Afgezien van een aan het weer te wijten slechte periode in de laatste winter doen de consumenten het nog steeds relatief goed. Toch stegen de inkomens van consumenten in het grootste deel van 2014 sterker dan de bestedingen. Deze hogere inkomens, plus de opgelopen spaartegoeden, kunnen in 2015 voor verder stijgende consumentenbestedingen zorgen. De spaarquote is op basis van het driemaandsgemiddelde gestegen van 4,4 procent naar 5,5 procent. Weergerelateerde problemen, torenhoge rekeningen van nutsbedrijven, een sterke verhoging van voedselprijzen, relatief hoge benzineprijzen en de inkomensongelijkheid (meer geld in handen van mensen die toch al veel kunnen sparen) dempen de bestedingen, ondanks de hogere inkomens.

(klik op tabel voor vergroting)

Ik meen dat de dalende grondstoffenprijzen, de recent teruglopende benzineprijzen en tarieven van nutsbedrijven, evenals de prijsdaling van sommige levensmiddelen de consumentenbestedingen in het laatste deel van 2014 kunnen laten stijgen.

Een nieuwe realiteit? Misschien. Helemaal geen groei? Niet waarschijnlijk.
Ik ben al enige tijd bezorgd over het groeipotentieel van de wereldeconomie op langere termijn in het algemeen en over die van de VS in het bijzonder. In het geval van de VS maak ik me de meeste zorgen over de mogelijkheid dat de demografie de groei op lange termijn beperkt. De bevolkingsgroei neemt al af sinds de jaren 1960. Tegelijkertijd is ook de bbp-groei teruggelopen.

(klik op grafiek voor vergroting)

De lagere groei waarmee de VS werd geconfronteerd, is gedeeltelijk te wijten aan twee financiële en aandelenmarktcrisissen in minder dan tien jaar tijd. Maar het is goed mogelijk dat de dalende bevolkingsgroei de VS ook al veroordeelt tot een lager groeiniveau. De groei van 2,0 tot 2,5 procent die we momenteel zien, staat tegenover een gemiddelde bbp-groei van 3,1 procent over de afgelopen 60 jaar. Eerlijk gezegd is de hogere waarde van onze groeiprognose (2,5 procent) misschien niet haalbaar, omdat de vergrijzing van de Amerikaanse bevolking nog bovenop de lagere bevolkingsgroei komt.

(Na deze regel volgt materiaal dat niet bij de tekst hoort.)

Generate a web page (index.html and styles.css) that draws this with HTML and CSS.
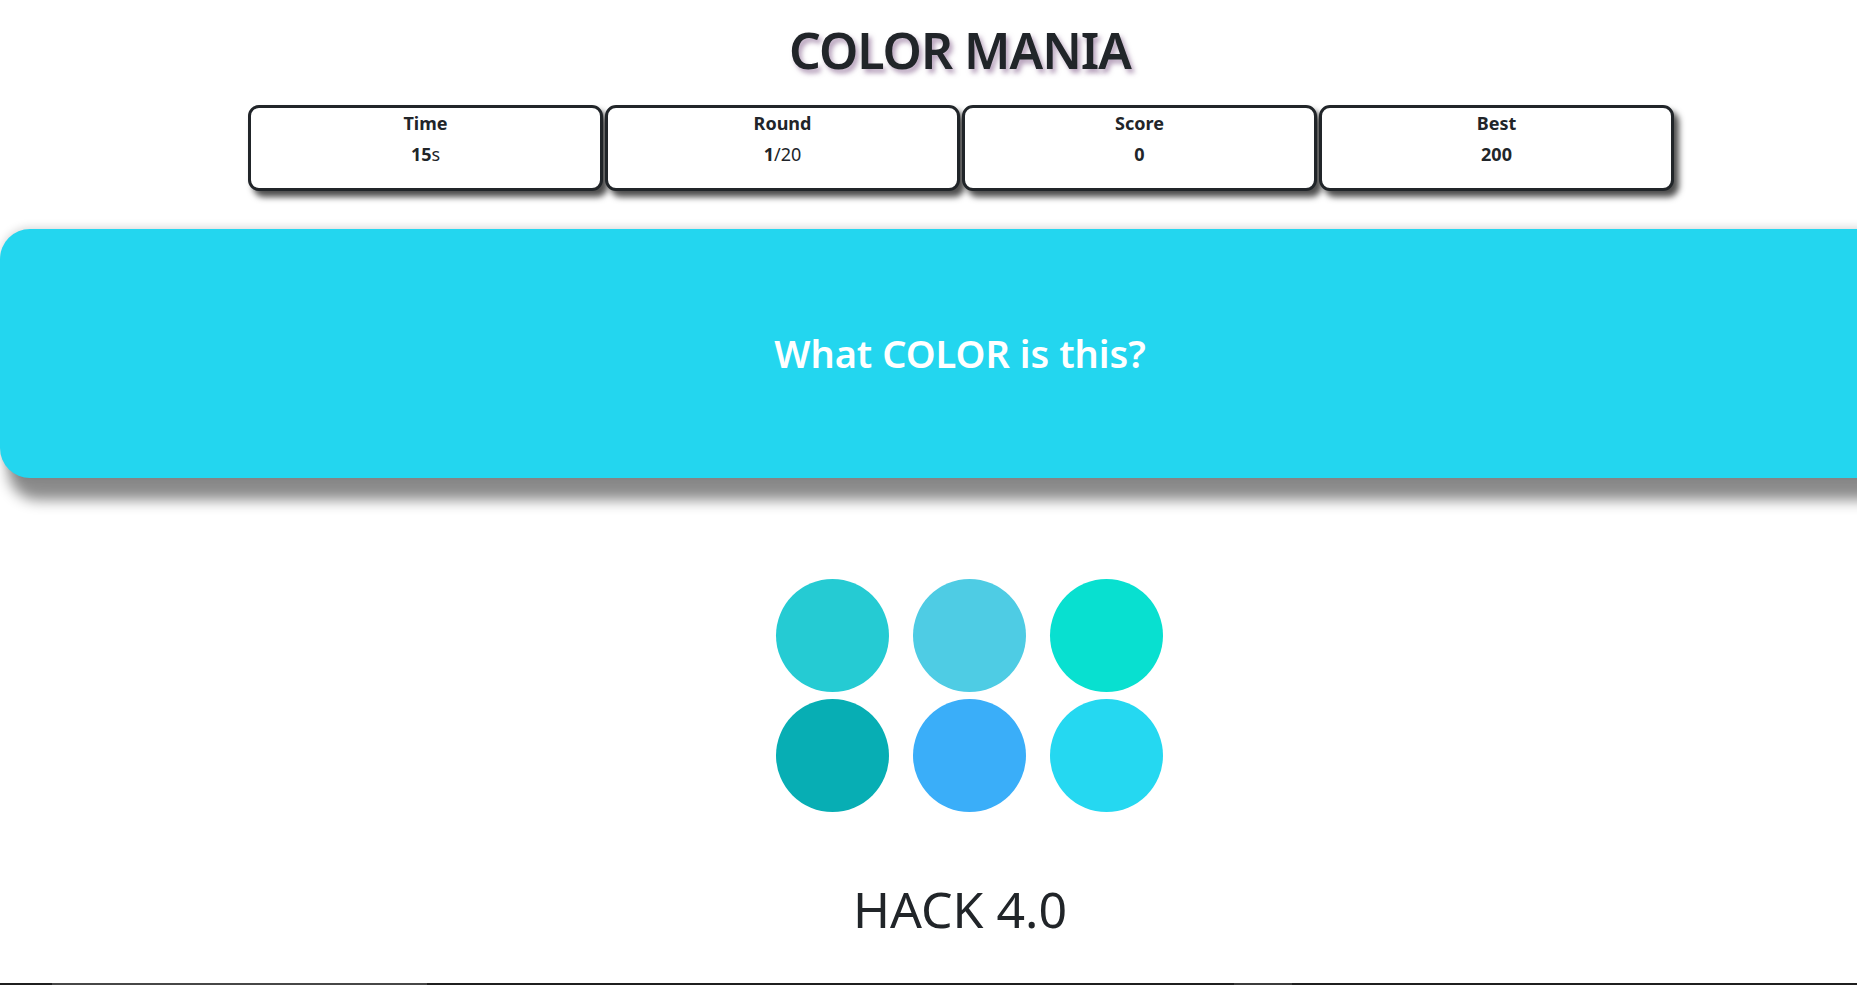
FILE: index.html
```html
<!DOCTYPE html>
<html lang="en">
<head>
<meta charset="utf-8">
<title>Color Mania</title>
<link rel="stylesheet" href="styles.css">
</head>
<body>
<div class="page">
  <h1 class="title">COLOR MANIA</h1>
  <div class="stats">
    <div class="stat"><div class="label">Time</div><div class="value"><b>15</b>s</div></div>
    <div class="stat"><div class="label">Round</div><div class="value"><b>1</b>/20</div></div>
    <div class="stat"><div class="label">Score</div><div class="value"><b>0</b></div></div>
    <div class="stat"><div class="label">Best</div><div class="value"><b>200</b></div></div>
  </div>
  <div class="banner"><h2 class="question">What COLOR is this?</h2></div>
  <div class="options">
    <div class="dot c1"></div>
    <div class="dot c2"></div>
    <div class="dot c3"></div>
    <div class="dot c4"></div>
    <div class="dot c5"></div>
    <div class="dot c6"></div>
  </div>
  <h2 class="footer">HACK 4.0</h2>
</div>
<div class="taskbar"><span class="seg seg-a"></span><span class="seg seg-b"></span></div>
</body>
</html>
```
FILE: styles.css
```css
html, body {
  margin: 0;
  padding: 0;
  overflow: hidden;
  background: #ffffff;
}
body {
  font-family: "Noto Sans", "Open Sans", sans-serif;
  color: #212529;
}
.page {
  width: 1920px;
  display: flex;
  flex-direction: column;
  align-items: center;
}
.title {
  margin: 20px 0 0;
  font-size: 50px;
  line-height: 60px;
  font-weight: 600;
  letter-spacing: -1px;
  color: #212529;
  text-shadow: 3px 4px 5px rgba(120, 80, 130, 0.55);
}
.stats {
  margin-top: 25px;
  display: flex;
  gap: 2px;
  padding-left: 2px;
}
.stat {
  width: 355px;
  height: 86px;
  box-sizing: border-box;
  border: 3px solid #212529;
  border-radius: 11px;
  background: #fff;
  box-shadow: 5px 6px 6px rgba(0, 0, 0, 0.7);
  padding-top: 2px;
  text-align: center;
  font-size: 18px;
}
.label {
  font-weight: 700;
  line-height: 27px;
  margin-bottom: 4px;
}
.value {
  line-height: 27px;
  font-weight: 400;
}
.value b { font-weight: 700; }
.banner {
  align-self: stretch;
  margin-top: 38px;
  height: 249px;
  background: #23d6ef;
  border-radius: 30px 0 0 30px;
  box-shadow: 0 -2px 8px rgba(0, 0, 0, 0.15), 8px 22px 14px rgba(0, 0, 0, 0.46);
  display: flex;
  align-items: center;
  justify-content: center;
}
.question {
  margin: 0;
  color: #ffffff;
  font-size: 38px;
  font-weight: 600;
  line-height: 1.2;
}
.options {
  margin-top: 101px;
  padding-left: 19px;
  display: grid;
  grid-template-columns: repeat(3, 113px);
  column-gap: 24px;
  row-gap: 7px;
}
.dot {
  width: 113px;
  height: 113px;
  border-radius: 50%;
}
.c1 { background: #25cbd3; }
.c2 { background: #4ecce4; }
.c3 { background: #08e0d0; }
.c4 { background: #07aeb4; }
.c5 { background: #3aaef9; }
.c6 { background: #25d8f1; }
.footer {
  margin: 67px 0 0;
  font-size: 50px;
  font-weight: 400;
  line-height: 1.2;
  color: #212529;
}
.taskbar {
  position: fixed;
  left: 0;
  right: 0;
  bottom: 0;
  height: 2px;
  background: #1f1f1f;
}
.seg {
  position: absolute;
  top: 0;
  height: 2px;
}
.seg-a { left: 52px; width: 375px; background: #474747; }
.seg-b { left: 1234px; width: 58px; background: #3c3c3c; }
```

Uit onderzoek blijkt dat oudere mensen minder uitgeven. Consumentenbestedingen bereiken doorgaans op 50-jarige leeftijd hun hoogtepunt. Nu het laatste deel van de babyboomers in 2014 de 50 passeert, is het geen verrassing dat de economische groei tegenvalt. Het aantal in de VS geboren inwoners dat 50 jaar oud werd, is in 2014 met 273.000 personen gedaald ten opzichte van het hoogtepunt voor de babyboomers die in 2007 deze leeftijd bereikten. Het beeld wordt de komende negen jaren slechter omdat in 2023 bijna 900.000 minder mensen de 50 passeren dan in 2014.

Demografie is geen exclusief Amerikaanse probleem
Helaas is de demografische kwestie niet alleen van invloed in de VS. Japan heeft dit proces al doorgemaakt en het heeft voor de nodige problemen gezorgd met deflatie en een beperkte economische groei gedurende meer dan tien jaar. Slecht beleid van de overheid en de centrale bank, evenals de beperkte immigratiemogelijkheden hebben ook een negatief effect.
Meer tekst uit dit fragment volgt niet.